* _WHAT THE TASK ASKS_: Using the entries that follow, state how many lines contain the word "React". The response is that number and nothing more.

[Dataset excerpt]
================

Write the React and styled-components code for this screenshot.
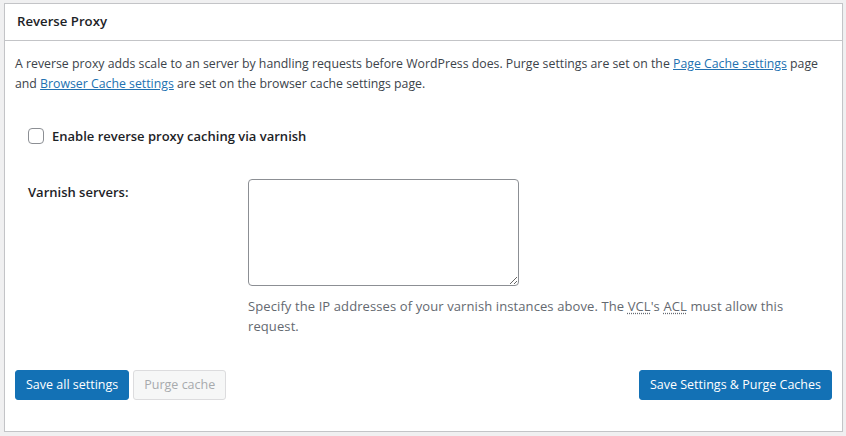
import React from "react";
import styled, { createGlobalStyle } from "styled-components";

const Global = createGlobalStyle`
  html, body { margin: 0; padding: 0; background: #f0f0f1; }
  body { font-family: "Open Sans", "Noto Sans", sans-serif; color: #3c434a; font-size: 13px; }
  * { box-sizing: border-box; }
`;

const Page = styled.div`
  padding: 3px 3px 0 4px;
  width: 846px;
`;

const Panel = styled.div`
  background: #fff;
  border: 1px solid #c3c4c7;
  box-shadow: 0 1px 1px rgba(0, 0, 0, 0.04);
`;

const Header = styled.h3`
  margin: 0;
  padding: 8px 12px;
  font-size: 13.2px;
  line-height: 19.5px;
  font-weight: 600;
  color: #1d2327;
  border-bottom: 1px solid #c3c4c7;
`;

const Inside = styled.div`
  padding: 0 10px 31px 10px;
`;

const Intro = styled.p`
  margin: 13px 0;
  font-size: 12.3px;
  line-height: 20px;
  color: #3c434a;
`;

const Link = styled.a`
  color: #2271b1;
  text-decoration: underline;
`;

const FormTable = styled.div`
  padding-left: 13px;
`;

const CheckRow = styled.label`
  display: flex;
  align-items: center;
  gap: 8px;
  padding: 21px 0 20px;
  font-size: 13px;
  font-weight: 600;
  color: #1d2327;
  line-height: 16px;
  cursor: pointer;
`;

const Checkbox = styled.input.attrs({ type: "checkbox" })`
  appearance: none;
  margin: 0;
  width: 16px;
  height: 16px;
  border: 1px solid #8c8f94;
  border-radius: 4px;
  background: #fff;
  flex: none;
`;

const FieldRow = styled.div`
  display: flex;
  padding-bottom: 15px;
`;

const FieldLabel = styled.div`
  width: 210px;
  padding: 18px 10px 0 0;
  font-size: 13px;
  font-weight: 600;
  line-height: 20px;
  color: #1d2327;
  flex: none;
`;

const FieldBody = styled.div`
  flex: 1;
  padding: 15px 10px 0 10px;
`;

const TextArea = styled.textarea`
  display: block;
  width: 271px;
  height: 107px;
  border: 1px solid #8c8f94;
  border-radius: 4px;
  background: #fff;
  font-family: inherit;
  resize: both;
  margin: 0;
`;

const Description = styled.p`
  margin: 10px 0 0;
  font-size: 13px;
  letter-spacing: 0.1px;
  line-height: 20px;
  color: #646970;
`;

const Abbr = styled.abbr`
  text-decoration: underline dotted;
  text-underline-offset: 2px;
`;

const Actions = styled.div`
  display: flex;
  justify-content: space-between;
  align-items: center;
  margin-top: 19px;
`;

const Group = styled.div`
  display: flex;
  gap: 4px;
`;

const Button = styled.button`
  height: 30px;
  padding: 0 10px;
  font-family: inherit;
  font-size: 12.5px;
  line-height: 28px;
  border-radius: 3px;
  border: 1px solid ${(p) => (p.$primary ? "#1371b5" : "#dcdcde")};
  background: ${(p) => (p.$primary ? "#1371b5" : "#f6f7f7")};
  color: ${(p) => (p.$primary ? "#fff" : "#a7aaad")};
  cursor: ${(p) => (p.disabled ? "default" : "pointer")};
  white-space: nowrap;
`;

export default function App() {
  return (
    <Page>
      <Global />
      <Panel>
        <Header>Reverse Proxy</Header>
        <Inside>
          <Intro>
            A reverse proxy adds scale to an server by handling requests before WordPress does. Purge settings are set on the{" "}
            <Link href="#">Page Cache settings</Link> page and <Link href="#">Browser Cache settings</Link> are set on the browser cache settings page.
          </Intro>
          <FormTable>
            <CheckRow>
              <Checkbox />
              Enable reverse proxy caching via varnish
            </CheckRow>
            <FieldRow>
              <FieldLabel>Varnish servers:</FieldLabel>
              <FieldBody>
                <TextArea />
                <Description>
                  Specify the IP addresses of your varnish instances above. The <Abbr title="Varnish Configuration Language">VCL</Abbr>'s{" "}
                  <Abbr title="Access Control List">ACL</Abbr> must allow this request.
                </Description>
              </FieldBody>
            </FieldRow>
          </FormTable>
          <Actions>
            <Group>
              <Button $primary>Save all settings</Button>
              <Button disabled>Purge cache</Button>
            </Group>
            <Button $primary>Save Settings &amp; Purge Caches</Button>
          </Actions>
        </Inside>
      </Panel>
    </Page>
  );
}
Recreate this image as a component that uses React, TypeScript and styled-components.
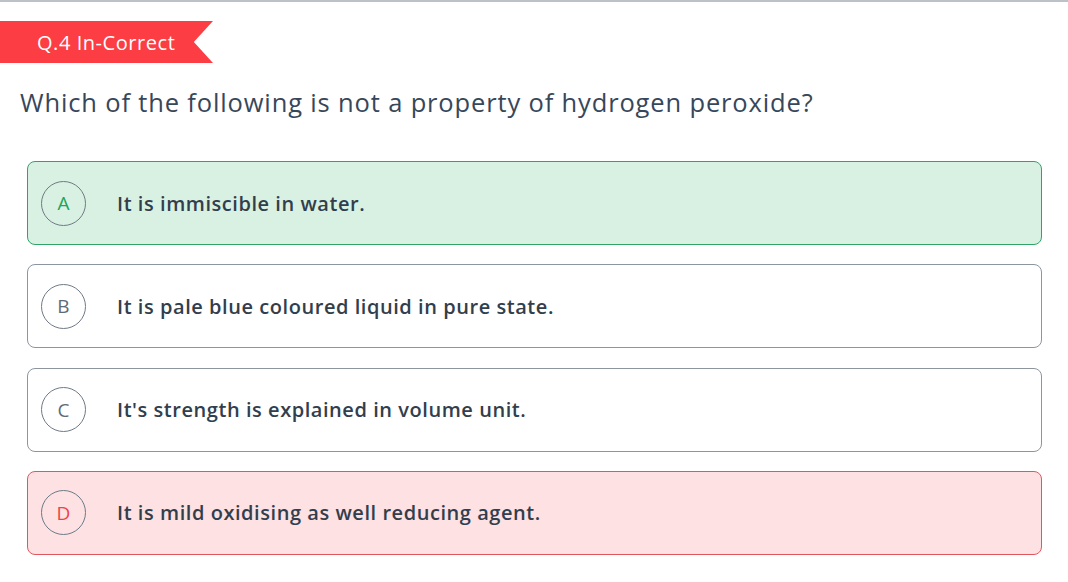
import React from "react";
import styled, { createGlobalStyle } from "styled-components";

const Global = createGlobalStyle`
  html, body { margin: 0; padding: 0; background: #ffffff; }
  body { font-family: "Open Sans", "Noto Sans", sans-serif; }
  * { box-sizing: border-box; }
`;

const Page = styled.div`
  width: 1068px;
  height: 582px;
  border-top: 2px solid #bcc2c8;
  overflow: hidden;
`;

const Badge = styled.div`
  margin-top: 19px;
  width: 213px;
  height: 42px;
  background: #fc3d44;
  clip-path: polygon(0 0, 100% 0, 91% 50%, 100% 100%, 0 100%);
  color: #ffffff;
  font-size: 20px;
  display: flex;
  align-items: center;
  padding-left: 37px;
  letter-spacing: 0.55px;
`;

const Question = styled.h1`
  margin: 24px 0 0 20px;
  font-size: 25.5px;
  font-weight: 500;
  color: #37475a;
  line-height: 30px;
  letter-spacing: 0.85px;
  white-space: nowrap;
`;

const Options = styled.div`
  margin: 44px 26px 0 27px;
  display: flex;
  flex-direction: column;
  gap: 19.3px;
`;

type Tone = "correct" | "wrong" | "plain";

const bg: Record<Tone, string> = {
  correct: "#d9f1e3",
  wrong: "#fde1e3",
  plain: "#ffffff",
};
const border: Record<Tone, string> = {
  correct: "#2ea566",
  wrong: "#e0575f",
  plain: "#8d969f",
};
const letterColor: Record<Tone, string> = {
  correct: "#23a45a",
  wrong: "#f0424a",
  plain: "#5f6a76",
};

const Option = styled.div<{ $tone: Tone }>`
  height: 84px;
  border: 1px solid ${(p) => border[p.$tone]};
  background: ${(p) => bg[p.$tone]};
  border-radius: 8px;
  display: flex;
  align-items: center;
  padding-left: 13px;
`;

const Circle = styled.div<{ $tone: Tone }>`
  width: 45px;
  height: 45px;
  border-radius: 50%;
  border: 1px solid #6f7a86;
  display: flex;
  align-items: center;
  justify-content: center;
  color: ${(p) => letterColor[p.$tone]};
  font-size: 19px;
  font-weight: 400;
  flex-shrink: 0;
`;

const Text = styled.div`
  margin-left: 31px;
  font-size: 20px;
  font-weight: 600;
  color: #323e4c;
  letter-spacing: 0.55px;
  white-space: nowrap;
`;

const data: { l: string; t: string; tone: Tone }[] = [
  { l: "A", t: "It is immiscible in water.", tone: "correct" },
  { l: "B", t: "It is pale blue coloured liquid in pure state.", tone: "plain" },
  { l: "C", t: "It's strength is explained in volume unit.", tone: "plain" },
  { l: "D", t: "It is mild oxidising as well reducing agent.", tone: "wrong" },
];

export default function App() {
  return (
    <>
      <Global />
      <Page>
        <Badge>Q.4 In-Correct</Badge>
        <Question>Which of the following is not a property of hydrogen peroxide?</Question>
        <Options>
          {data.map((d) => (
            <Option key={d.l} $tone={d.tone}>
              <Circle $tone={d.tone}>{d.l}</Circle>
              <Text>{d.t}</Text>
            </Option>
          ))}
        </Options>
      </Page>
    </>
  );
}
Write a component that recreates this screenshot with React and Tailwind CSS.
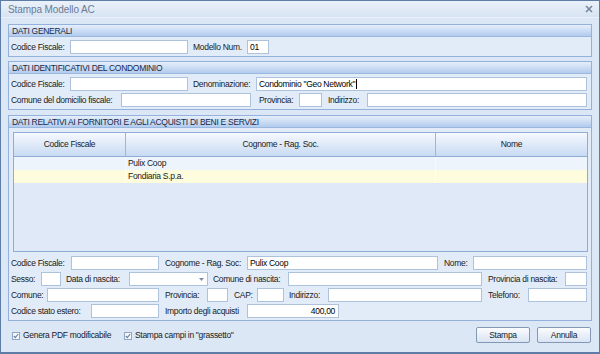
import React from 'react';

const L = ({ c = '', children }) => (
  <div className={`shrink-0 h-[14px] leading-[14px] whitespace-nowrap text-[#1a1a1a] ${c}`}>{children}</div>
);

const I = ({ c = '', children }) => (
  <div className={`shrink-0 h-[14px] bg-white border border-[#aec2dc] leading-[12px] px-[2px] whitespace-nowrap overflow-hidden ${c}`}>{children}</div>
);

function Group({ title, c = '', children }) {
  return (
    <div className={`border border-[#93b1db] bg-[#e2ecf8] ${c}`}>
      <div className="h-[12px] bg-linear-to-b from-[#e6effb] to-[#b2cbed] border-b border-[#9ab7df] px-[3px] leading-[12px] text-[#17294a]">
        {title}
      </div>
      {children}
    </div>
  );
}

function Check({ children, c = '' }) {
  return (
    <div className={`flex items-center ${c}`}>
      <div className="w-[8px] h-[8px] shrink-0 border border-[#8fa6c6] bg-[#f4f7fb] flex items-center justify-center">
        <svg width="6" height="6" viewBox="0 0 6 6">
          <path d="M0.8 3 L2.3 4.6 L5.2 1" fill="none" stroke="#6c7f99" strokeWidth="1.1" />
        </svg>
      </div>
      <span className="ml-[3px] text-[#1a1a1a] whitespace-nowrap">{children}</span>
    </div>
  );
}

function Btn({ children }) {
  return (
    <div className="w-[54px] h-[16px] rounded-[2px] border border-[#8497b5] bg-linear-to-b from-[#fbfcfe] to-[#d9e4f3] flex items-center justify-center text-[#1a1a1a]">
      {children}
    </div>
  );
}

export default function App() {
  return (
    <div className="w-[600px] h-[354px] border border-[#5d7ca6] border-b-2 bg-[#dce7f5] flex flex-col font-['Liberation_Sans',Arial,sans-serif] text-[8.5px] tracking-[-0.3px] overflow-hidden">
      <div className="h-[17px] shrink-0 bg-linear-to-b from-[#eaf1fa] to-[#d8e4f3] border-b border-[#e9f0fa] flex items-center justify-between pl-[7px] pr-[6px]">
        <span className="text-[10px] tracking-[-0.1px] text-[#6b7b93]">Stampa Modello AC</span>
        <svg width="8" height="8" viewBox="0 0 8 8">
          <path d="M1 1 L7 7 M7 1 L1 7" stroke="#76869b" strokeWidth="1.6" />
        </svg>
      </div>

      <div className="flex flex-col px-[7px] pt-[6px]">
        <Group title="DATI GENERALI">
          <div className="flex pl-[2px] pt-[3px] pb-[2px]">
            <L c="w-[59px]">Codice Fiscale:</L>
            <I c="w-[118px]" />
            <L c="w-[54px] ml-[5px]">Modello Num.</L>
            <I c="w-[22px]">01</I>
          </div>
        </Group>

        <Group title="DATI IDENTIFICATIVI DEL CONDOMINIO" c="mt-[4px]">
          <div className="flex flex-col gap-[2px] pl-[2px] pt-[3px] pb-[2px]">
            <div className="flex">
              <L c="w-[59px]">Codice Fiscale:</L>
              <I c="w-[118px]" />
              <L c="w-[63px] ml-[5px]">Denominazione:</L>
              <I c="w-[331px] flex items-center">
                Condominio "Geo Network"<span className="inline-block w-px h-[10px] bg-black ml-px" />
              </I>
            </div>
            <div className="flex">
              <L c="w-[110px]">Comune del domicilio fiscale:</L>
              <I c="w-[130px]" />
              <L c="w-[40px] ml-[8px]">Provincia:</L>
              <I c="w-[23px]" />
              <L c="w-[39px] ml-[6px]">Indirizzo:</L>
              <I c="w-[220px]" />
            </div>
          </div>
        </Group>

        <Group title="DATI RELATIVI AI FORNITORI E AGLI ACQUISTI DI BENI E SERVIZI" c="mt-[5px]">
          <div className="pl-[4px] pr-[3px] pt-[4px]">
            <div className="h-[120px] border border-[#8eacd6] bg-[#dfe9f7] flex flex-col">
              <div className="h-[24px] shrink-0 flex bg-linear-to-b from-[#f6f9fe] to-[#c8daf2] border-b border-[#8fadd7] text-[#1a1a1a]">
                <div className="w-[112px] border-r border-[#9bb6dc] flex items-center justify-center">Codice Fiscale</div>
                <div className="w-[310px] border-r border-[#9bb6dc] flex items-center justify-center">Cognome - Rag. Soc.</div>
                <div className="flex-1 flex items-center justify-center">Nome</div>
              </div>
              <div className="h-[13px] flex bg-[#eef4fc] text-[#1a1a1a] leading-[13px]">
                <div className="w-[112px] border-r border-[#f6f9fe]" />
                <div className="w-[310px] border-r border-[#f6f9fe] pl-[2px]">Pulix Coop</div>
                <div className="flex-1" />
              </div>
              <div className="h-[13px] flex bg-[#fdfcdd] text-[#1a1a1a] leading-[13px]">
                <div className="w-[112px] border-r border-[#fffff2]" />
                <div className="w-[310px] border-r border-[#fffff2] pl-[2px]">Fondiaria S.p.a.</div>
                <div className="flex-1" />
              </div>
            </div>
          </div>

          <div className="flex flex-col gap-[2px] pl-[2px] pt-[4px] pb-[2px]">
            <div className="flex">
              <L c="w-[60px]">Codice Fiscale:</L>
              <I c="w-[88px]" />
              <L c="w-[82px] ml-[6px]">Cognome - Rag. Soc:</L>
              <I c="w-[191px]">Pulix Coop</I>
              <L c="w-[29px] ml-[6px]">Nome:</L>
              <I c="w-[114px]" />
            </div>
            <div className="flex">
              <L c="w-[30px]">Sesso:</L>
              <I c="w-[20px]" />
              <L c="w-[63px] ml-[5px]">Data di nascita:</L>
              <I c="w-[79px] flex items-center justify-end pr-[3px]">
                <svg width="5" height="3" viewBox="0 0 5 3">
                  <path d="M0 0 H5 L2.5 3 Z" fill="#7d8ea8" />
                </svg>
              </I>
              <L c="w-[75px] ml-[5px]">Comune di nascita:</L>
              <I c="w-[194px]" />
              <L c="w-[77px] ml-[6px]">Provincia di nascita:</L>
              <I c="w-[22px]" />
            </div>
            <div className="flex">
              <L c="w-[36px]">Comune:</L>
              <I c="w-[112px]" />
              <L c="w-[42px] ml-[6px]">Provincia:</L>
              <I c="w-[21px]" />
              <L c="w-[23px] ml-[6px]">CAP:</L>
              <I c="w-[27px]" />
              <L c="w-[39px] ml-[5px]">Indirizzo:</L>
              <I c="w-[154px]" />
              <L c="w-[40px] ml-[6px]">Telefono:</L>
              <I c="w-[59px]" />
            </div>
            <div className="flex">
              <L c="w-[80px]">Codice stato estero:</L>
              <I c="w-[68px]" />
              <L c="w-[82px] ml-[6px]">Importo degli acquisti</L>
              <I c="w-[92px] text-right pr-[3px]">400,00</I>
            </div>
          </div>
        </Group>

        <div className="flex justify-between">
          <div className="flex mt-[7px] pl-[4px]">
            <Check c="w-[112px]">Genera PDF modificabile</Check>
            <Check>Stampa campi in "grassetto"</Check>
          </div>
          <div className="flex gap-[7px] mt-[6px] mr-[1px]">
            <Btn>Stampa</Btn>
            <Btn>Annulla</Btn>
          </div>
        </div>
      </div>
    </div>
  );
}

================

* _RESPONSE_: 6